Before Tuesday night's meeting, the SkiCo offered two options: purchase the public parking spaces for $202,000 or tweak their development proposal by building underground parking and converting six-bedroom units to four-bedroom units.

But when David Corbin, the SkiCo’s senior vice president for planning and development, and Philip Jeffreys, the project manger of the proposal, sat down this week before Basalt Town Council to discuss the development, the financial realities of the project were revealed. Corbin told those assembled that recent new discussions with the proposed contractor showed that costs had increased 17 percent since December on the original proposal and that the new alternative would run 32 percent higher, making the project unaffordable for employees and unviable for the company.

Project manager Jeffreys returned to the original proposal, including the purchasing of the public spaces for $202,000; he continued to sell council on the benefits of additional employee housing in Willits at affordable rental prices.  

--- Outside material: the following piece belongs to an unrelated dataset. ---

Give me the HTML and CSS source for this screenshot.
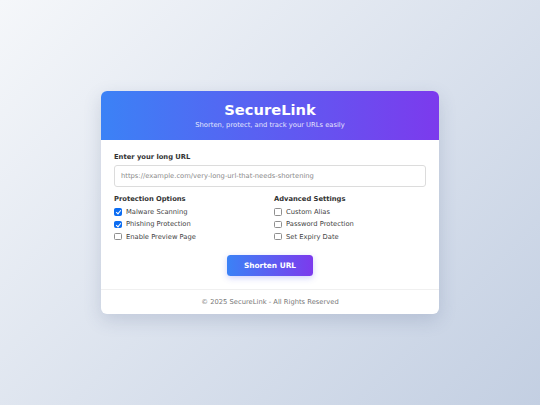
FILE: index.html
```html
<!DOCTYPE html>
<html lang="en">
<head>
<meta charset="utf-8">
<title>SecureLink</title>
<link rel="stylesheet" href="styles.css">
</head>
<body>
<div class="card">
  <div class="header">
    <div class="title">SecureLink</div>
    <div class="subtitle">Shorten, protect, and track your URLs easily</div>
  </div>
  <div class="body">
    <label class="label" for="url">Enter your long URL</label>
    <input class="url-input" id="url" type="text" placeholder="https://example.com/very-long-url-that-needs-shortening">
    <div class="options">
      <div class="group">
        <div class="group-title">Protection Options</div>
        <label class="opt"><input type="checkbox" checked><span>Malware Scanning</span></label>
        <label class="opt"><input type="checkbox" checked><span>Phishing Protection</span></label>
        <label class="opt"><input type="checkbox"><span>Enable Preview Page</span></label>
      </div>
      <div class="group">
        <div class="group-title">Advanced Settings</div>
        <label class="opt"><input type="checkbox"><span>Custom Alias</span></label>
        <label class="opt"><input type="checkbox"><span>Password Protection</span></label>
        <label class="opt"><input type="checkbox"><span>Set Expiry Date</span></label>
      </div>
    </div>
    <div class="actions">
      <button class="btn" type="button">Shorten URL</button>
    </div>
  </div>
  <div class="footer">© 2025 SecureLink - All Rights Reserved</div>
</div>
</body>
</html>
```

FILE: styles.css
```css
* { box-sizing: border-box; }
html, body { margin: 0; padding: 0; }
body {
  height: 405px;
  background: linear-gradient(135deg, #f5f7fa 0%, #c3cfe2 100%);
  font-family: "DejaVu Sans", Verdana, sans-serif;
  display: flex;
  align-items: center;
  justify-content: center;
}
.card {
  width: 338px;
  background: #fff;
  border-radius: 6px;
  overflow: hidden;
  box-shadow: 0 6px 18px rgba(60, 80, 120, 0.18);
}
.header {
  background: linear-gradient(90deg, #3b82f6 0%, #7c3aed 100%);
  color: #fff;
  text-align: center;
  padding: 10px 0 11px;
}
.title {
  font-size: 14.7px;
  font-weight: bold;
  line-height: 18px;
}
.subtitle {
  font-size: 6.75px;
  line-height: 8px;
  margin-top: 2px;
  opacity: 0.85;
}
.body {
  padding: 13px 13px 13.3px;
}
.label {
  display: block;
  font-size: 6.75px;
  font-weight: bold;
  line-height: 8px;
  color: #333;
  margin-bottom: 4px;
}
.url-input {
  display: block;
  width: 100%;
  height: 22px;
  border: 1px solid #dcdcdc;
  border-radius: 3px;
  padding: 0 6px;
  font-family: "DejaVu Sans", Verdana, sans-serif;
  font-size: 6.75px;
  color: #333;
  outline: none;
}
.url-input::placeholder { color: #8a8a8a; }
.options {
  display: grid;
  grid-template-columns: 1fr 1fr;
  column-gap: 8px;
  margin-top: 8px;
}
.group {
  display: flex;
  flex-direction: column;
  gap: 4.33px;
}
.group-title {
  font-size: 6.75px;
  font-weight: bold;
  line-height: 8px;
  color: #333;
  margin-bottom: 0.7px;
}
.opt {
  display: flex;
  align-items: center;
  gap: 4.5px;
  font-size: 6.75px;
  line-height: 8px;
  color: #444;
}
.opt input {
  appearance: none;
  -webkit-appearance: none;
  position: relative;
  width: 7.5px;
  height: 7.5px;
  margin: 0;
  flex: none;
  border: 1px solid #8f8f8f;
  border-radius: 1.5px;
  background: #fff;
}
.opt input:checked {
  background: #0b6cf2;
  border-color: #0b6cf2;
}
.opt input:checked::after {
  content: "";
  position: absolute;
  left: 1.6px;
  top: 0.2px;
  width: 2px;
  height: 4px;
  border: solid #fff;
  border-width: 0 1.2px 1.2px 0;
  transform: rotate(40deg);
}
.actions {
  display: flex;
  justify-content: center;
  margin-top: 14px;
}
.btn {
  width: 86px;
  height: 21px;
  border: none;
  border-radius: 3.5px;
  background: linear-gradient(90deg, #3b82f6 0%, #7c3aed 100%);
  color: #fff;
  font-family: "DejaVu Sans", Verdana, sans-serif;
  font-size: 7.4px;
  font-weight: bold;
  box-shadow: 0 2px 6px rgba(99, 102, 241, 0.3);
  padding: 0;
}
.footer {
  border-top: 1px solid #f0f0f0;
  text-align: center;
  font-size: 6.75px;
  line-height: 8px;
  color: #777;
  padding: 8.5px 0 7.5px;
}
```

Both Jeffreys and Corbin detailed how the parking issues at Willits, which has been noted by many Willits residents, are mainly management and enforcement issues, instead of a lack of public spaces, and that original approvals for this building would build over 90 bedrooms and house many more people, many of them with cars.

“The alternative is much worse,” explained Jeffreys. “Parking is the biggest concern, and it will be a problem either way. Parking enforcement needs to align with reality.”

Jeffreys also noted that the original approval for the commercial space in the building used the public spaces around the building for parking, and that if the company removed the commercial from the space and built the rent-controlled units instead, then those public spaces designated for that commercial space should be reallocated to residential in the company's development proposal.

During public comments, the room remained as divided as it was two weeks ago.

Basaltine Carol Hawk voiced her opinion about the alternative proposal 2, with the underground parking, noting that it is “much more compatible” with the surrounding neighborhood. Resident Cathy Click, meanwhile, voiced her approval of the project and alternative one because it “encourages more mass transit.”

The council was just as divided. Council members Gary Tennenbaum and Bill Infante voiced their approval for alternative number one, which would allow SkiCo to use the public spaces instead of building underground parking.

“We need to see SkiCo and its employees as allies," said Infante.

Tennenbaum noted, “We asked developers to propose (affordable housing) project. I look at this as a project we should be encouraging.”

Mayor Whitsitt and council member Ryan Slack had different opinions. “I'm sad you brought alternative two when you didn't mean it.” Whitsitt later noted what other some other Basalt residents had also expressed: “Given the environment values SkiCo has, this should be (built) closer to Aspen.”

Council member Tennenbaum offered a motion for approval of alternative one. The vote deadlocked at 2-2 and will now appear again before Basalt Town Council on June 11 when additional council members are anticipated to be present.